Tanda-tanda Gunung Tambora Sebelum Meletus pada 5 April 1815

Gunung Tambora di Sumbawa sudah lama tidur.

Diperkirakan letusan terakhir Gunung Tambora terjadi sebelum masehi (SM).

Tidak ada tanda-tanda Gunung setinggi sekitar 2.850 meter dari permukaan laut (dpl) ini akan meletus lagi.

Tanda-tanda letusan muncul pada 5 April 1815.

Suara letusan disertai gemuruh terdengar.

Bahkan suara gemuruh terdengar sampai radius 2.600 kilometer.

Penduduk Sumatera, Maluku, dan Sulawesi mengira suara gemuruh itu adalah suara tembakan.

Letusan semakin meningkat setiap hari.

Letusan juga disertai guncangan tujuh skala righter (SR).

Puncaknya terjadi pada 10 April 1815.

Abu vulcanik membumbung tinggi dan menyebar sampai Jawa Barat dan Sulawesi.

Tingkat letusan diperkirakan empat kali lebih tinggi dibandingkan saat Gunung Krakatau meletus pada 1883.

Tiga kerajaan di lereng Gunung Tambora menjadi korban, yaitu Kerjaan Tambora, Kerajaan Pekat, dan Kerajaan Sanggar.

Sangat sedikit informasi soal tiga kerajaan ini.

Informasi yang dihimpun penulis, Kerajaan Tambora dipimpin Abdul Ghafur Daeng Mataram saat Gunung Tambora meletus.

Kerajaan Tambora sedang berperang dengan Kerajaan Sanggar untuk memperebutkan sisi barat Gunung Tambora.

Letusan Gunung Tambora tidak hanya mengakhiri perang perebutan wilayah saja.

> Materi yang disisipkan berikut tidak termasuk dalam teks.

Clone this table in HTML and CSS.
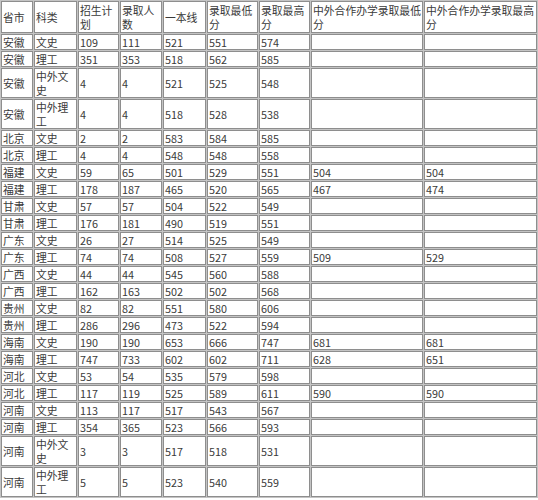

Dua kerajaan ini juga lenyap tertimbun abu vulcanik.

Selain itu, Kerajaan Pekat pun ikut tertimbun.

Diperkirakan 71.000 orang tewas akibat letusan Gunung Tambora.

Sekitar 10.000 orang terkena penyakit susulan.

Bukan hanya warga sekitar Gunung Tambora yang menjadi korban.

Dampak letusan Gunung Tambora juga dirasakan penduduk yang tinggal di kejauhan.

Debu tebal mengakibatkan penduduk di beberapa daerah tidak merasakan terik matahari selama dua hari.

Bahkan di Eropa, letusan Gunung Tambora berdampak semakin panjangnya musim dingin.

Kekalahan Napoleon Bonaparte (1769-1821) di Perang Waterloo (1815) disebut-sebut akibat perubahan cuaca ini.

Hujan terus mengguyur selama perang antara Napoleon melawan tentara koalisi Inggris, Jerman, dan Belanda.

Tanah licin dan tertutup salju memperlambat gerak roda kereta.

Inggris, Jerman, dan Belanda menjadi pemenang dalam perang ini.

Stephen J Spignesi dalam buku berjudul 100 Bencana Terbesar Sepanjang Masa menggambarkan dampak letusan Gunung Tambora di Eropa dan Amerika.

Spignesi menyebutkan korban hidup mencoba bertahan dengan memakan apa saja yang ditemukan.

Korban di Swiss bertahan hidup dengan memakan anjing dan kucing liar.

Petani di New York terpaksa memanen tanamannya sebelum masa panen agar ternaknya tidak kelaparan.

Spignesi juga menggambarkan perubahan iklim di beberapa negara.

Salju sudah turun di Connecticut pada Juni 1815.

Padahal seharusnya saat itu Connecticut sudah memasuki musim panas.

Embun beku juga ditemukan di New Hampshire pada Juli 1815.

Awalnya tidak ada yang mengetahui penyebab perubahan iklim mendadak ini.

Ilmuwan baru mengetahui jawabannya setelah melakukan penelitian panjang.

Pada 1920 baru disimpulkan bahwa perubahan iklim mendadak di sejumlah negara di Eropa dan Amerika itu akibat letusan Gunung Tambora di Sumbawa, Indonesia.